Probing for pollution

Australian scientists have developed a network of small oxygen probes that could potentially avert acid damage to the environment and save mining companies millions of dollars.

The probe, developed by the Commonwealth Scientific and Industrial Research Organisation (CSIRO), is said to be poised to revolutionise the way mining companies monitor the rehabilitation of Australia’s mine sites, especially where acidic mine wastes are present.

The presence of oxygen in sulphidic mine wastes results in oxidation of the sulphide minerals, and with water forms sulphuric acid. The resultant acid mine drainage causes contamination of surface and groundwater.

To reduce or eliminate this contamination, the mineral wastes are commonly covered with earth or synthetic covers.

CSIRO say that their probe has successfully provided a detailed and accurate assessment of the long-term stability and effectiveness of these covers to prevent oxygen reaching the mineral wastes.

The instrument achieves this by continually monitoring oxygen levels in mine waste sealed under the covers.

‘Acid mine drainage caused by the oxidation of sulphidic mining waste is one of the biggest environmental problems faced by the mining industry,’ said Dr Brad Patterson, an environmental chemist with CSIRO Land and Water who has worked on the probes for over five years.

‘Currently, managing these wastes costs the Australian mining industry around $60 million a year,’ he said.

Despite concerns about the long-term effectiveness of the earth coverings, this method is, at present, said to be one of the few cost-effective solutions to preventing acid leaching from the mine waste into the environment.

Placed at various depths in the earth cover and buried waste, the oxygen probes monitor the effectiveness of the cover by detecting the amount of oxygen present.

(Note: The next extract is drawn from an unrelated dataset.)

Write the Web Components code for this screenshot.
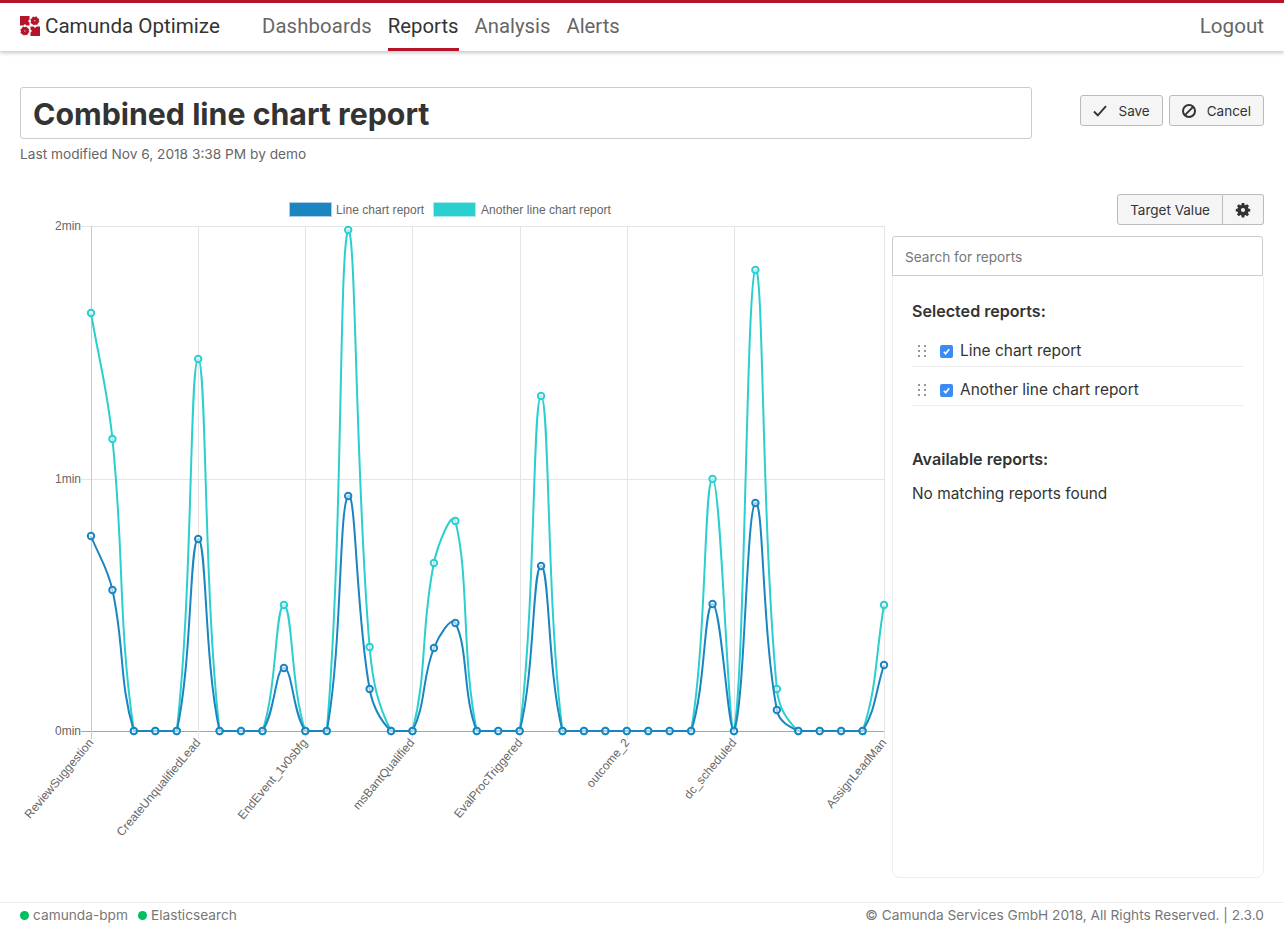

No oxygen means the covers are doing their job.

Conventional sampling of the tailings for oxygen is done manually and infrequently. In remote locations, this sampling may only occur two or three times a year.

‘The CSIRO probes constantly monitor oxygen levels, giving an accurate interpretation of any changes in oxygen concentration over time,’ said Dr Patterson. ‘Any failings of the earth cover can be immediately discovered and action taken.’

The probe has so far been successfully tested at a site in Western Australia.

‘The probe performed successfully under aggressive conditions such as high acidity and the data confirmed the cover was doing its job in preventing oxygen getting to the waste underneath,’ Dr Patterson said. ‘We are confident the probes are sufficiently robust to withstand conditions found in most mine sites around the world.’

CSIRO has also developed a probe to detect and monitor volatile organic compounds like benzene and trichlorethene, compounds that are common contaminants found as a result of petroleum and solvent spills, in groundwater and soil environments.